* start *

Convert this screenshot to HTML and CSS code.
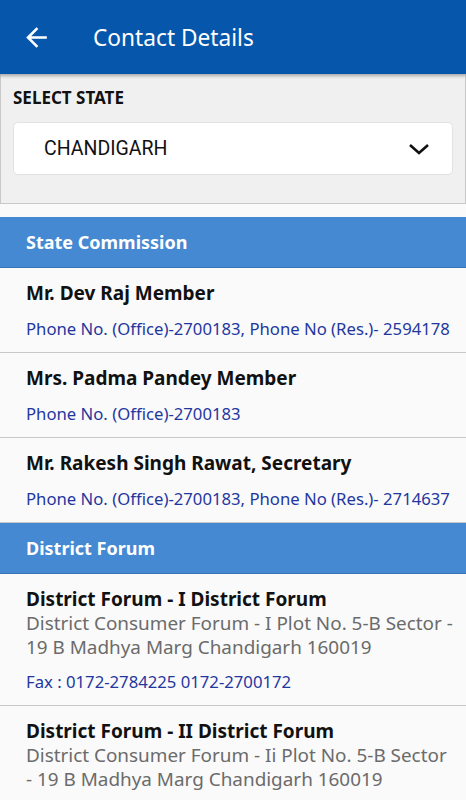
FILE: index.html
```html
<!DOCTYPE html>
<html lang="en">
<head>
    <meta charset="UTF-8">
    <meta name="viewport" content="width=device-width, initial-scale=1.0">
    <title>Contact Details</title>
    <link rel="stylesheet" href="styles.css">
</head>
<body>

<div class="toolbar">
    <svg class="back" width="31" height="31" viewBox="0 0 24 24">
        <path d="M20 11H7.83l5.59-5.59L12 4l-8 8 8 8 1.41-1.41L7.83 13H20v-2z" fill="#fff"/>
    </svg>
    <span class="title">Contact Details</span>
</div>

<div class="state-panel">
    <div class="label">SELECT STATE</div>
    <div class="dropdown">
        <span>CHANDIGARH</span>
        <svg width="22" height="14" viewBox="0 0 22 14">
            <path d="M2 3l9 8 9-8" fill="none" stroke="#111" stroke-width="2.6"/>
        </svg>
    </div>
</div>

<div class="section-head">State Commission</div>
<div class="item">
    <div class="name">Mr. Dev Raj Member</div>
    <div class="phone">Phone No. (Office)-2700183, Phone No (Res.)- 2594178</div>
</div>
<div class="item">
    <div class="name">Mrs. Padma Pandey Member</div>
    <div class="phone">Phone No. (Office)-2700183</div>
</div>
<div class="item">
    <div class="name">Mr. Rakesh Singh Rawat, Secretary</div>
    <div class="phone">Phone No. (Office)-2700183, Phone No (Res.)- 2714637</div>
</div>

<div class="section-head">District Forum</div>
<div class="item">
    <div class="name">District Forum - I District Forum</div>
    <div class="address">District Consumer Forum - I Plot No. 5-B Sector - 19 B Madhya Marg Chandigarh 160019</div>
    <div class="phone">Fax : 0172-2784225 0172-2700172</div>
</div>
<div class="item">
    <div class="name">District Forum - II District Forum</div>
    <div class="address">District Consumer Forum - Ii Plot No. 5-B Sector - 19 B Madhya Marg Chandigarh 160019</div>
    <div class="phone">Fax : 0172-2784225 0172-2700172</div>
</div>

</body>
</html>
```

FILE: styles.css
```css
body {
    font-family: "Noto Sans", sans-serif;
    margin: 0;
    background-color: #fafafa;
    color: #111;
}
.toolbar {
    height: 74px;
    background-color: #0657ab;
    display: flex;
    align-items: center;
    padding-left: 21px;
    box-shadow: 0 2px 3px rgba(0, 0, 0, 0.3);
    position: relative;
}
.back {
    margin-right: 41px;
}
.title {
    color: white;
    font-size: 22.7px;
    line-height: 30px;
    margin-top: 2px;
}
.state-panel {
    background: #f0f0f0;
    border: 1px solid #c8c8c8;
    border-top: none;
    padding: 13px 12px 28px;
}
.label {
    font-weight: bold;
    font-size: 17px;
    line-height: 22px;
    margin-bottom: 13px;
}
.dropdown {
    box-sizing: border-box;
    background: white;
    border: 1px solid #e2e2e2;
    border-radius: 5px;
    height: 53px;
    display: flex;
    align-items: center;
    justify-content: space-between;
    padding: 0 22px 0 30px;
    font-family: Roboto, sans-serif;
    font-size: 19.5px;
}
.section-head {
    margin-top: 13px;
    background: #4589d2;
    color: white;
    font-weight: bold;
    font-size: 18px;
    height: 50px;
    display: flex;
    align-items: center;
    padding-left: 26px;
    border-bottom: 1px solid #3a74b6;
}
.item + .section-head {
    margin-top: 0;
}
.item {
    padding: 14px 10px 12px 26px;
    border-bottom: 1px solid #c8c8c8;
}
.name {
    font-weight: bold;
    font-size: 19px;
    line-height: 23px;
}
.address {
    color: #6b6b6b;
    font-size: 18.9px;
    line-height: 24px;
}
.phone {
    color: #1f379f;
    font-size: 16.7px;
    line-height: 22px;
    margin-top: 13px;
}
.address + .phone {
    margin-top: 12px;
}
```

* end *

Work required →
All of the lines above should be retyped precisely, apart from the pictures.

Response →
Convert this screenshot to HTML and CSS code.
FILE: index.html
```html
<!DOCTYPE html>
<html lang="en">
<head>
    <meta charset="UTF-8">
    <meta name="viewport" content="width=device-width, initial-scale=1.0">
    <title>Contact Details</title>
    <link rel="stylesheet" href="styles.css">
</head>
<body>

<div class="toolbar">
    <svg class="back" width="31" height="31" viewBox="0 0 24 24">
        <path d="M20 11H7.83l5.59-5.59L12 4l-8 8 8 8 1.41-1.41L7.83 13H20v-2z" fill="#fff"/>
    </svg>
    <span class="title">Contact Details</span>
</div>

<div class="state-panel">
    <div class="label">SELECT STATE</div>
    <div class="dropdown">
        <span>CHANDIGARH</span>
        <svg width="22" height="14" viewBox="0 0 22 14">
            <path d="M2 3l9 8 9-8" fill="none" stroke="#111" stroke-width="2.6"/>
        </svg>
    </div>
</div>

<div class="section-head">State Commission</div>
<div class="item">
    <div class="name">Mr. Dev Raj Member</div>
    <div class="phone">Phone No. (Office)-2700183, Phone No (Res.)- 2594178</div>
</div>
<div class="item">
    <div class="name">Mrs. Padma Pandey Member</div>
    <div class="phone">Phone No. (Office)-2700183</div>
</div>
<div class="item">
    <div class="name">Mr. Rakesh Singh Rawat, Secretary</div>
    <div class="phone">Phone No. (Office)-2700183, Phone No (Res.)- 2714637</div>
</div>

<div class="section-head">District Forum</div>
<div class="item">
    <div class="name">District Forum - I District Forum</div>
    <div class="address">District Consumer Forum - I Plot No. 5-B Sector - 19 B Madhya Marg Chandigarh 160019</div>
    <div class="phone">Fax : 0172-2784225 0172-2700172</div>
</div>
<div class="item">
    <div class="name">District Forum - II District Forum</div>
    <div class="address">District Consumer Forum - Ii Plot No. 5-B Sector - 19 B Madhya Marg Chandigarh 160019</div>
    <div class="phone">Fax : 0172-2784225 0172-2700172</div>
</div>

</body>
</html>
```

FILE: styles.css
```css
body {
    font-family: "Noto Sans", sans-serif;
    margin: 0;
    background-color: #fafafa;
    color: #111;
}
.toolbar {
    height: 74px;
    background-color: #0657ab;
    display: flex;
    align-items: center;
    padding-left: 21px;
    box-shadow: 0 2px 3px rgba(0, 0, 0, 0.3);
    position: relative;
}
.back {
    margin-right: 41px;
}
.title {
    color: white;
    font-size: 22.7px;
    line-height: 30px;
    margin-top: 2px;
}
.state-panel {
    background: #f0f0f0;
    border: 1px solid #c8c8c8;
    border-top: none;
    padding: 13px 12px 28px;
}
.label {
    font-weight: bold;
    font-size: 17px;
    line-height: 22px;
    margin-bottom: 13px;
}
.dropdown {
    box-sizing: border-box;
    background: white;
    border: 1px solid #e2e2e2;
    border-radius: 5px;
    height: 53px;
    display: flex;
    align-items: center;
    justify-content: space-between;
    padding: 0 22px 0 30px;
    font-family: Roboto, sans-serif;
    font-size: 19.5px;
}
.section-head {
    margin-top: 13px;
    background: #4589d2;
    color: white;
    font-weight: bold;
    font-size: 18px;
    height: 50px;
    display: flex;
    align-items: center;
    padding-left: 26px;
    border-bottom: 1px solid #3a74b6;
}
.item + .section-head {
    margin-top: 0;
}
.item {
    padding: 14px 10px 12px 26px;
    border-bottom: 1px solid #c8c8c8;
}
.name {
    font-weight: bold;
    font-size: 19px;
    line-height: 23px;
}
.address {
    color: #6b6b6b;
    font-size: 18.9px;
    line-height: 24px;
}
.phone {
    color: #1f379f;
    font-size: 16.7px;
    line-height: 22px;
    margin-top: 13px;
}
.address + .phone {
    margin-top: 12px;
}
```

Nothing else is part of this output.